There is a fixed period of the validity of the agreement. For example, the agreement between X Ltd. and Mr. A will be valid for five years. The agreement will end automatically after five years. After the termination of business, it will cease to exist, or the parties will renew the contract to continue the same arrangement. However, both parties can terminate the agreement and get out of the arrangement even before the validity period expires. If the franchisor wants to terminate the agreement after two years due to some legal issues, he may do so. 

There can be different reasons for the franchise agreement to end early, such as the franchisee is no longer equipped enough to carry out the business or the franchisor thinks that the franchisee’s conditions and standards are not being fulfilled.

What Can Cause the Early Termination of the Franchise Agreement?

Franchisees receive the right to operate a business from the franchisor, who owns the business. Thus they have a lot of say and power while making the terms and conditions of the agreement. The franchisor can terminate the franchise early for a variety of reasons, including:

  1. The Franchisee has been convicted of a crime.
  2. Bankruptcy due to which the business cannot continue.
  3. The franchisee lost the license required to do a specific type of business. For example, a liquor license is required to sell liquor.
  4. The Franchisee failed to pay the amount as agreed in the agreement.
  5. The work of the franchisee is causing danger to public health and safety.
  6. It can also be mutually terminated without a specific reason. 

When Can a Franchisee Terminate a Franchise Agreement?

Generally, the franchisee doesn’t terminate the agreement as he is willing to operate the business with the branch name of the franchisor. Although there are some reasons for which a franchisee can terminate the agreement early, such as:

  1. The franchisor agreed to provide required skills training to the franchisee but failed to do so.

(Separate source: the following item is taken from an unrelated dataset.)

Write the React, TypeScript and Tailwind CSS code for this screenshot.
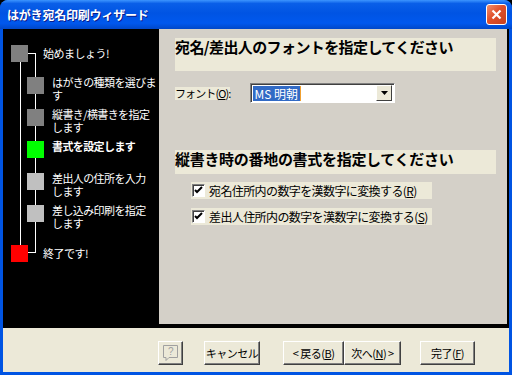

Training is necessary to make and sell a specific recipe when the brand is known for its quality and uniqueness. 
  2. The Franchisor has committed fraud or misrepresentation, due to which the franchisee can terminate the agreement.

What Happens When a franchise agreement Expires?

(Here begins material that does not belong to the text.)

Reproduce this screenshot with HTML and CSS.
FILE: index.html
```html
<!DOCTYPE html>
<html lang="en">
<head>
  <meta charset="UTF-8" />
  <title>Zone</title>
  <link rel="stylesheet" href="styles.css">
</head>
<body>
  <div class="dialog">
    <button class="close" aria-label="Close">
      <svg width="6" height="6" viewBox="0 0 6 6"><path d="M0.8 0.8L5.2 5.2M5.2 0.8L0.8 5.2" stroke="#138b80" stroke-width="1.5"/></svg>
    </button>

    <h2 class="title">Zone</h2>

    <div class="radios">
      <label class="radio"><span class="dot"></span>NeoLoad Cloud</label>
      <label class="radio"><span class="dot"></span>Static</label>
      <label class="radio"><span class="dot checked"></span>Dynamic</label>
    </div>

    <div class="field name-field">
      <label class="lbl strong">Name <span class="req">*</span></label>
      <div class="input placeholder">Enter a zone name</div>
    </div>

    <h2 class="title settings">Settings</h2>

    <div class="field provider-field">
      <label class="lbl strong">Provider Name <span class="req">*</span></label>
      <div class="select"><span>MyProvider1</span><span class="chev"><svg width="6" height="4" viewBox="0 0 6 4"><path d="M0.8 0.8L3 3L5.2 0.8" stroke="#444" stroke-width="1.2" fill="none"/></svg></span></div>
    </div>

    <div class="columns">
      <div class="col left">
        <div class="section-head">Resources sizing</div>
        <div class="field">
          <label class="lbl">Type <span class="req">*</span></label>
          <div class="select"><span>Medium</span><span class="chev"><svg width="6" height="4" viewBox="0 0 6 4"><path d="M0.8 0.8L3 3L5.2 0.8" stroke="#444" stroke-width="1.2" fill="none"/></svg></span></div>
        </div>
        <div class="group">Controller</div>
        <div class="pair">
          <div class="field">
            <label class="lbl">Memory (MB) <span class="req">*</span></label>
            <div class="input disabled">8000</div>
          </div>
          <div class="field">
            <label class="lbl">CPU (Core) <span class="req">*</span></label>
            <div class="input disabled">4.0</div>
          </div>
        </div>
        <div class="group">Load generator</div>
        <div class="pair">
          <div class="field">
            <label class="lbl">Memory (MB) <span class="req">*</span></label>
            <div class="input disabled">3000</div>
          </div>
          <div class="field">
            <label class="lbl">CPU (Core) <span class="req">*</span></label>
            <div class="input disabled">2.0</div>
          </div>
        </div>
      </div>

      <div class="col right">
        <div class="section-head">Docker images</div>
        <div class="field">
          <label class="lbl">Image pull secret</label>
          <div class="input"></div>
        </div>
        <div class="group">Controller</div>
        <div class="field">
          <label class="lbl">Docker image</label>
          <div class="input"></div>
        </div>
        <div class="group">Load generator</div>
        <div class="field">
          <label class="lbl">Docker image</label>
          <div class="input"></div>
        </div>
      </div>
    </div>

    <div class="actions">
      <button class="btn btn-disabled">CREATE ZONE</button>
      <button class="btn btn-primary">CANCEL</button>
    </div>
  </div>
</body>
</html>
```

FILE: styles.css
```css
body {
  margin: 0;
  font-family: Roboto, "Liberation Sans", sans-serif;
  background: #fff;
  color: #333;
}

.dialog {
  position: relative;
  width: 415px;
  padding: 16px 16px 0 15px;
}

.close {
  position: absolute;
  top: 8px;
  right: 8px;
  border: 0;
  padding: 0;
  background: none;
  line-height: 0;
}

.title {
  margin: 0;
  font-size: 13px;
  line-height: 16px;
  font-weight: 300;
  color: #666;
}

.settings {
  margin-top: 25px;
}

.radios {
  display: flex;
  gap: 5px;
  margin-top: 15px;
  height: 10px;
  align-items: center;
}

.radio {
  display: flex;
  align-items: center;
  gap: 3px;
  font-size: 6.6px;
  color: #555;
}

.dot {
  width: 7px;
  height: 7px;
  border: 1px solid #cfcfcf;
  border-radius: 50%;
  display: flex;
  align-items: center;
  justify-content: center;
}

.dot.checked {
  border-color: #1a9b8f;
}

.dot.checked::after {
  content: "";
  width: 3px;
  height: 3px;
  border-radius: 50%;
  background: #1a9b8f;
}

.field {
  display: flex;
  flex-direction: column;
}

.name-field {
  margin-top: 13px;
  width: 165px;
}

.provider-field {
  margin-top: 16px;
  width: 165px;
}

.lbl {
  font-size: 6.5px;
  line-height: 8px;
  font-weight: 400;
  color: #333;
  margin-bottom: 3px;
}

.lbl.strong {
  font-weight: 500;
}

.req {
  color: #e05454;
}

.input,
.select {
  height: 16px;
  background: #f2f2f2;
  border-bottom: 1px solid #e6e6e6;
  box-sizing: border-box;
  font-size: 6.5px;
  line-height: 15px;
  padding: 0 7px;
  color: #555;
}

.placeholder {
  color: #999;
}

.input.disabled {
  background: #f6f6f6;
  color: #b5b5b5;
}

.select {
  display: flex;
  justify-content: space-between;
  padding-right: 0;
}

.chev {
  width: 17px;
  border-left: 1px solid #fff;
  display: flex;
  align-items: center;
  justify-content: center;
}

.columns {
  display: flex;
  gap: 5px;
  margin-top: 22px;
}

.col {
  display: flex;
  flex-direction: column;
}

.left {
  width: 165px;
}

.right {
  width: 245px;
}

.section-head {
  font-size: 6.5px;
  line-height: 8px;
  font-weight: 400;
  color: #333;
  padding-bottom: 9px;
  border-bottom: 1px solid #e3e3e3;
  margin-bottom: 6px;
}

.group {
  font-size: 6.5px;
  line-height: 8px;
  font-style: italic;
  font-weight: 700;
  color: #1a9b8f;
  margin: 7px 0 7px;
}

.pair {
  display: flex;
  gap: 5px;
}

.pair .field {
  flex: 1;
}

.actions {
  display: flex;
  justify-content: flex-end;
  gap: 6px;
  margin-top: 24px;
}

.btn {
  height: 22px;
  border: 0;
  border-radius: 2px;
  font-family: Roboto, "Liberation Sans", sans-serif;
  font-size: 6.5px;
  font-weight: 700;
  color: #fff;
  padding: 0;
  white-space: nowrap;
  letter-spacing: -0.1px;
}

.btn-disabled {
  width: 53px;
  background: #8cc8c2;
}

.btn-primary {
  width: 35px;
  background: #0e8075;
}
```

The franchisee has to pay the outstanding amount to owe to the franchisor. The franchisee loses the right to use the franchisor’s intellectual property; thus, they can no longer use the franchisor’s trademark. The logo cannot be operated anymore by the franchisee. It must be removed from all the advertisements and brochures when the franchisor terminates the agreement.  

If the location appears like the franchisor brand, it has to be changed to prevent misuse of identity. Changing the uniform of franchisee employees is necessary since it can confuse the general public. 

It is even necessary to change the recipe for the food provided by the franchisor. For example, the pizza of Company X Ltd. has a secret recipe that the franchisee cannot use after the termination of the franchise agreement.

If the franchisee has taken any equipment or property from the franchisor to carry out business, they must return it to the franchisor.

If there was any non-disclosure agreement between the franchisor and franchisee or confidentiality clause in the franchise agreement, the franchisee should never reveal the trade secrets in the market.

When the termination has happened as a legal consequence and parties are contending that they don’t owe any debt to the other party, that party’s legal representative has to prove the same in court.

The franchisee must keep and respect the non-compete clause after termination. In other words, the franchisee cannot run a competing business with the franchisor. There are specific duties that a franchisee has after the termination of the contract, such as acting in good faith.


The franchise agreement helps the franchisor and franchisee to define the mode of operation that would take place between them post the agreement. A contract restricts the parties’ conduct prior to, during, and after the termination of the contract and imposes penalties on any party who violates it. Thus the parties must take legal advice from a skilled and expert attorney to make a good franchise agreement.